[Supplied material]:

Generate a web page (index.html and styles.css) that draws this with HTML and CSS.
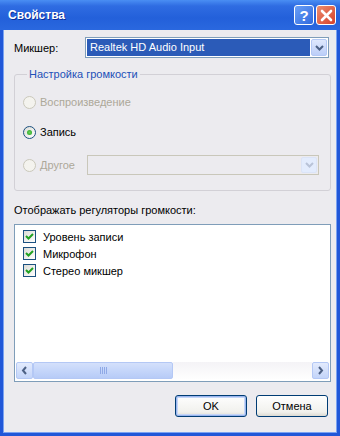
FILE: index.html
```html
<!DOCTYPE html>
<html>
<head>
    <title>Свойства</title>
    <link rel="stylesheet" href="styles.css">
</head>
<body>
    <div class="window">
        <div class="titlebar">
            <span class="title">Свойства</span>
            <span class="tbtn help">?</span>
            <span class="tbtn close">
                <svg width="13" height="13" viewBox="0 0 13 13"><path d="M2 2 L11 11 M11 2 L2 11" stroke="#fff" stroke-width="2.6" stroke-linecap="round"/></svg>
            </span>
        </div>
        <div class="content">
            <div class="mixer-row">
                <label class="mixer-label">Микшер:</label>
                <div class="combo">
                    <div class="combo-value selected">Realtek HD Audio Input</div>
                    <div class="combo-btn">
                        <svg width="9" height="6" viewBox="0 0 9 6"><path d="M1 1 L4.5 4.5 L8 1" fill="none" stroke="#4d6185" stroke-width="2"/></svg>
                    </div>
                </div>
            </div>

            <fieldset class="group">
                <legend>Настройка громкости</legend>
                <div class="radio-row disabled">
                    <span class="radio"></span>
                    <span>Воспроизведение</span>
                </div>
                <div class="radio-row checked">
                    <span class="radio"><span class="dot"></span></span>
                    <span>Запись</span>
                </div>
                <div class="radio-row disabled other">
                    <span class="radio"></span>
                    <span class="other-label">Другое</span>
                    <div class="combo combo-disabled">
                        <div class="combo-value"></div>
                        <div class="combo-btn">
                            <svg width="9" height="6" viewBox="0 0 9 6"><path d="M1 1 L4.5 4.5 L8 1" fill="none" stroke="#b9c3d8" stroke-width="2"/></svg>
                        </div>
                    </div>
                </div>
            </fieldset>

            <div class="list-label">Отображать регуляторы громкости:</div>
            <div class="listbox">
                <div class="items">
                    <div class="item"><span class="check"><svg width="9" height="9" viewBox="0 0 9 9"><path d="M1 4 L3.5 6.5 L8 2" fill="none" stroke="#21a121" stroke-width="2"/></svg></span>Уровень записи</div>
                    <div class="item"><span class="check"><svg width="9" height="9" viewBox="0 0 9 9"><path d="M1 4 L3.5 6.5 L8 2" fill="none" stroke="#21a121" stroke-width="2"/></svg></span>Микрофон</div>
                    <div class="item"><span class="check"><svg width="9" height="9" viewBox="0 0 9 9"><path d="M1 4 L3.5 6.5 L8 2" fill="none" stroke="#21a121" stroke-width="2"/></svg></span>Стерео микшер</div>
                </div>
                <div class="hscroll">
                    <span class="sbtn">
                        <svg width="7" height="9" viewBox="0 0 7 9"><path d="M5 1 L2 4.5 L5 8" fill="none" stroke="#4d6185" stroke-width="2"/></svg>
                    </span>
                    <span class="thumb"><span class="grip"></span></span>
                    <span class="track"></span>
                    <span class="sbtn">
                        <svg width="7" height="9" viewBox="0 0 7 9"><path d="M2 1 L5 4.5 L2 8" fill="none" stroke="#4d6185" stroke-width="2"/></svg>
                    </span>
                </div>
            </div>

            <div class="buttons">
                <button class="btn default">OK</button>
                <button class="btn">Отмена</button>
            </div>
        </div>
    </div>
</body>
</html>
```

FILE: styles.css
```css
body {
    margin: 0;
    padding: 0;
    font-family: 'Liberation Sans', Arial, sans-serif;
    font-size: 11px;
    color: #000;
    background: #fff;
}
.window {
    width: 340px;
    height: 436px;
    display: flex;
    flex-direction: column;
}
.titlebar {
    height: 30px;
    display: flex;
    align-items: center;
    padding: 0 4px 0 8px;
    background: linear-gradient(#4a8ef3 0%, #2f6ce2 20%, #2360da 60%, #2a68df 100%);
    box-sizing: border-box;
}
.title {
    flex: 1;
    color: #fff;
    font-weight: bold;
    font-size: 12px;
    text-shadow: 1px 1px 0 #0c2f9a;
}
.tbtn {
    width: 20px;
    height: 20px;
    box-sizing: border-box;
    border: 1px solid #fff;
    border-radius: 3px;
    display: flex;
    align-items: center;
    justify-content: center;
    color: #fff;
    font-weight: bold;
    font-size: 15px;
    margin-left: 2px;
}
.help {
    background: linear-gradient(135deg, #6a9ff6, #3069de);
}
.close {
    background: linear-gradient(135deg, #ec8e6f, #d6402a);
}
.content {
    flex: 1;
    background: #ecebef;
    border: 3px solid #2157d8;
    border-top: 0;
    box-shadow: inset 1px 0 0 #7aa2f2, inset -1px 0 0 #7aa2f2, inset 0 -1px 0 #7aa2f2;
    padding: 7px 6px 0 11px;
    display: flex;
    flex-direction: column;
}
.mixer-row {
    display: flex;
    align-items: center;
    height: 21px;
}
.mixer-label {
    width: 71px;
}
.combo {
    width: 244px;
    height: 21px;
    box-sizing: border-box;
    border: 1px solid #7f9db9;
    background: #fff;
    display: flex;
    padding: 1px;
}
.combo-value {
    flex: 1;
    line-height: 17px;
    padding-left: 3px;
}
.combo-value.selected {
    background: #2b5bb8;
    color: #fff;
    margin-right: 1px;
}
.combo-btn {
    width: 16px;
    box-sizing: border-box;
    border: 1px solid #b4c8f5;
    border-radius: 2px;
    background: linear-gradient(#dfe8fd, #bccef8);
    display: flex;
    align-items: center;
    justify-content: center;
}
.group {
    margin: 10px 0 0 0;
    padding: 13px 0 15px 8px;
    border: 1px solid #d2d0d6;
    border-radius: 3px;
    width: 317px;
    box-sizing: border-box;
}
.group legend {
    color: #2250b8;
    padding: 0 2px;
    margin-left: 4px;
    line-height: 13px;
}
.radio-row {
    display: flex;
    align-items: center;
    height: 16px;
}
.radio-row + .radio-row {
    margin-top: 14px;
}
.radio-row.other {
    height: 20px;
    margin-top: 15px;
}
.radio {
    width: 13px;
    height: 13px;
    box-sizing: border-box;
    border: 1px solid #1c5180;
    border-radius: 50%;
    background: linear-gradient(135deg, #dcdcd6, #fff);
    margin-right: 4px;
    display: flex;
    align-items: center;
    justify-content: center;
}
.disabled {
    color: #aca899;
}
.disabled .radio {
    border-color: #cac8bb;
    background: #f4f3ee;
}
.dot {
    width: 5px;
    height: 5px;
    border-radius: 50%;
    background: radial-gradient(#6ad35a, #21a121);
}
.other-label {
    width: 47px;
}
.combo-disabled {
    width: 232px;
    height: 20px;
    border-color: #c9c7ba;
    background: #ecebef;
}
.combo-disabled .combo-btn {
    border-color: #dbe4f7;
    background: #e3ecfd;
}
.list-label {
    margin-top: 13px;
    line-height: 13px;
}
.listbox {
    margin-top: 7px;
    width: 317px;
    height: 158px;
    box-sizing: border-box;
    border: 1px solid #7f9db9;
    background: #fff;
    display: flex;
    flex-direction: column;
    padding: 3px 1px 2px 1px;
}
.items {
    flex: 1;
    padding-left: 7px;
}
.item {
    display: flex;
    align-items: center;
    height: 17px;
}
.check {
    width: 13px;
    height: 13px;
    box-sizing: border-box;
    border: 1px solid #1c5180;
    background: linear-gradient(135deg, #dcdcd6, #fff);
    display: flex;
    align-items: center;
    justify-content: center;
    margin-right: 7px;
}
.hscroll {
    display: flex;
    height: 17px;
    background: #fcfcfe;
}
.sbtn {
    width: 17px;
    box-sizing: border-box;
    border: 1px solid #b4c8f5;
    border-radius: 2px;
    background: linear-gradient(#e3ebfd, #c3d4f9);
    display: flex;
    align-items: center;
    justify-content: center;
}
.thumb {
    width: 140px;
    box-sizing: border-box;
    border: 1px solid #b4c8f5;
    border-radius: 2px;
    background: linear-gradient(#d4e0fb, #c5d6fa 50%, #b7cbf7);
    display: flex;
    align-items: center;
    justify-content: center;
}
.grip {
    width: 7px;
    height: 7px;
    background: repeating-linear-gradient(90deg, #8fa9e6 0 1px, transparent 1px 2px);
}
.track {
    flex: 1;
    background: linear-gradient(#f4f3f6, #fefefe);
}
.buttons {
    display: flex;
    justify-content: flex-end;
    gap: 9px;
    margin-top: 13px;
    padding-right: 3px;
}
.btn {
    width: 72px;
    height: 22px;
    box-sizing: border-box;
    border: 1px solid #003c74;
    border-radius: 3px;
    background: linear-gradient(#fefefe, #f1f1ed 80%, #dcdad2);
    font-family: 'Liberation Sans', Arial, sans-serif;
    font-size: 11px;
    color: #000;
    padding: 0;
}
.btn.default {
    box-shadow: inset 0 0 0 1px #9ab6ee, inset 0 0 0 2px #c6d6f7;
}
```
...
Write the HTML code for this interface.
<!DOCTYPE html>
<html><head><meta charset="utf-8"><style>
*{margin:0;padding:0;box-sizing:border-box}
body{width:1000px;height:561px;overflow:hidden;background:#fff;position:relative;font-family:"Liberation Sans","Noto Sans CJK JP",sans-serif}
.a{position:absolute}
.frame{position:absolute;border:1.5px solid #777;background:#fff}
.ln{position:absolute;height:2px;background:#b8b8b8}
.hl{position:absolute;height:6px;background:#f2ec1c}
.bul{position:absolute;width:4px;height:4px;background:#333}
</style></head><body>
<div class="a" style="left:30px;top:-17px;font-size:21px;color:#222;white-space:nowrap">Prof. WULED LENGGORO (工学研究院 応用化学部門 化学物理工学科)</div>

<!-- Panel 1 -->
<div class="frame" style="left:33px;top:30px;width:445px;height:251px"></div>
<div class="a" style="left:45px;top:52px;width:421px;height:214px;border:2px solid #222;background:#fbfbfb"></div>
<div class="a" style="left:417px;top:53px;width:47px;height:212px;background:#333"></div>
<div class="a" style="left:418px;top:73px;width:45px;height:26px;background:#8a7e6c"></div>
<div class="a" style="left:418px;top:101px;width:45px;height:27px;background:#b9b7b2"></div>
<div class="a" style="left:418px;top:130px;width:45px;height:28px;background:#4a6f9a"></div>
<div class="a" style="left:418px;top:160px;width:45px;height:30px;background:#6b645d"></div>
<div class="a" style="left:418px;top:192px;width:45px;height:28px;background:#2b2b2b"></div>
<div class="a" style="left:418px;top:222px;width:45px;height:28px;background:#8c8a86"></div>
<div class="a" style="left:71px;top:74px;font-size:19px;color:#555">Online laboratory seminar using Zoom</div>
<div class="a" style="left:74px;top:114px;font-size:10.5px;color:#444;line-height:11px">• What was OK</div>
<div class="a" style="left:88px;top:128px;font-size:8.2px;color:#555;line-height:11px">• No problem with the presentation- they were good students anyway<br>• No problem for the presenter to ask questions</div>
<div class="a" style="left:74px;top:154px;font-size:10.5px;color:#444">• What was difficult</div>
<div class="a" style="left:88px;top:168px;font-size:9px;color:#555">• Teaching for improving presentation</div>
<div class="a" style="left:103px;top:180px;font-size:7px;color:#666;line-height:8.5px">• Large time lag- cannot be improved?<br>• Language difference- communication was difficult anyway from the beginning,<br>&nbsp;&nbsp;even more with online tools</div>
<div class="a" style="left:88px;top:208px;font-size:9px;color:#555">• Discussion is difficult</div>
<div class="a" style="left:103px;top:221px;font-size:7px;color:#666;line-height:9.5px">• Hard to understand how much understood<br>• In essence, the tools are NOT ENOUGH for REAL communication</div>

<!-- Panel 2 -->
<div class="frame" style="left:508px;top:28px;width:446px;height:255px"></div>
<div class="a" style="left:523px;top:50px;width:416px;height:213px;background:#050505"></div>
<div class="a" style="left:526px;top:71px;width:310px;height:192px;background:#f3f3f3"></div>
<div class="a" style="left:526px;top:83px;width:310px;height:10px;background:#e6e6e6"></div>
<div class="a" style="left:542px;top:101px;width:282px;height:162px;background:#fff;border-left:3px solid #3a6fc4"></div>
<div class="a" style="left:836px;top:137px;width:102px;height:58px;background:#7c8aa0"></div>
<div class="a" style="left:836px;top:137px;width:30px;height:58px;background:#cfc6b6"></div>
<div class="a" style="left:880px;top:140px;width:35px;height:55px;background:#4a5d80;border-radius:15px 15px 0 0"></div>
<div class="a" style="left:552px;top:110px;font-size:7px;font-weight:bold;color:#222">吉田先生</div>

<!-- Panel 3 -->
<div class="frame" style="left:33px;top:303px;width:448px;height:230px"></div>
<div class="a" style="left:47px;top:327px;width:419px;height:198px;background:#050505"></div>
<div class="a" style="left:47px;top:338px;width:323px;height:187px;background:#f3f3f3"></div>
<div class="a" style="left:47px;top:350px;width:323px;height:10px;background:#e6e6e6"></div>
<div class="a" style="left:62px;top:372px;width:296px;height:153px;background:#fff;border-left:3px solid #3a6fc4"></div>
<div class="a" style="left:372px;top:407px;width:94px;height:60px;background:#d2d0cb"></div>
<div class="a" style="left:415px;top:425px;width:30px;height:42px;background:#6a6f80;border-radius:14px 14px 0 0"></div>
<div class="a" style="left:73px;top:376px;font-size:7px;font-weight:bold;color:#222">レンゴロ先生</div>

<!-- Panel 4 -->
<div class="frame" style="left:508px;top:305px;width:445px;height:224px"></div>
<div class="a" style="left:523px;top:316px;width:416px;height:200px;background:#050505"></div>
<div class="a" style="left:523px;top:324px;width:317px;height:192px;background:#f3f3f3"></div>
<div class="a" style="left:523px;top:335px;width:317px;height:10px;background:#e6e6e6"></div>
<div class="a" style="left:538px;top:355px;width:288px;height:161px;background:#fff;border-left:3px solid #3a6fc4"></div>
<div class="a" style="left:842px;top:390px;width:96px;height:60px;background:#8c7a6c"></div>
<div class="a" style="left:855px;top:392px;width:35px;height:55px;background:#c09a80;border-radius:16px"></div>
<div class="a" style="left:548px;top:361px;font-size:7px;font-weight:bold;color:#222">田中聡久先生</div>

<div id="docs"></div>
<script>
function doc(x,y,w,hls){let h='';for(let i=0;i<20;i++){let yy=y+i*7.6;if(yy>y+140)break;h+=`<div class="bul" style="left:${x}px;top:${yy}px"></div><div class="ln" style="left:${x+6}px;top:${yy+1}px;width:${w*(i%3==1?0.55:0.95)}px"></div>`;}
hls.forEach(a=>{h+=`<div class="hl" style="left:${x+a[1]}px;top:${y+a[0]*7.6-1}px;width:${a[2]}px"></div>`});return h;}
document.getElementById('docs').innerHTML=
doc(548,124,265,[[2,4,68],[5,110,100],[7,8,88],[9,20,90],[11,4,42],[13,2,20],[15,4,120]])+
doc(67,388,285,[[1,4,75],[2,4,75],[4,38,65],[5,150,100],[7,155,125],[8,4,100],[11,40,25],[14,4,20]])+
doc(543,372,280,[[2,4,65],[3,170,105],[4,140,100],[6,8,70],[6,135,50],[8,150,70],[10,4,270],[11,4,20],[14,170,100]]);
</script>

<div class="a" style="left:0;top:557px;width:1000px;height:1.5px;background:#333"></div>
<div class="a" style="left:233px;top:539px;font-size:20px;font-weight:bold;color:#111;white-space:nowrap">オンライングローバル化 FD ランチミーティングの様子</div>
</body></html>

[Task brief]: Where a line above holds the string "with", show that line.

[Expected answer]:
Generate a web page (index.html and styles.css) that draws this with HTML and CSS.
<div class="a" style="left:88px;top:128px;font-size:8.2px;color:#555;line-height:11px">• No problem with the presentation- they were good students anyway<br>• No problem for the presenter to ask questions</div>
<div class="a" style="left:103px;top:180px;font-size:7px;color:#666;line-height:8.5px">• Large time lag- cannot be improved?<br>• Language difference- communication was difficult anyway from the beginning,<br>&nbsp;&nbsp;even more with online tools</div>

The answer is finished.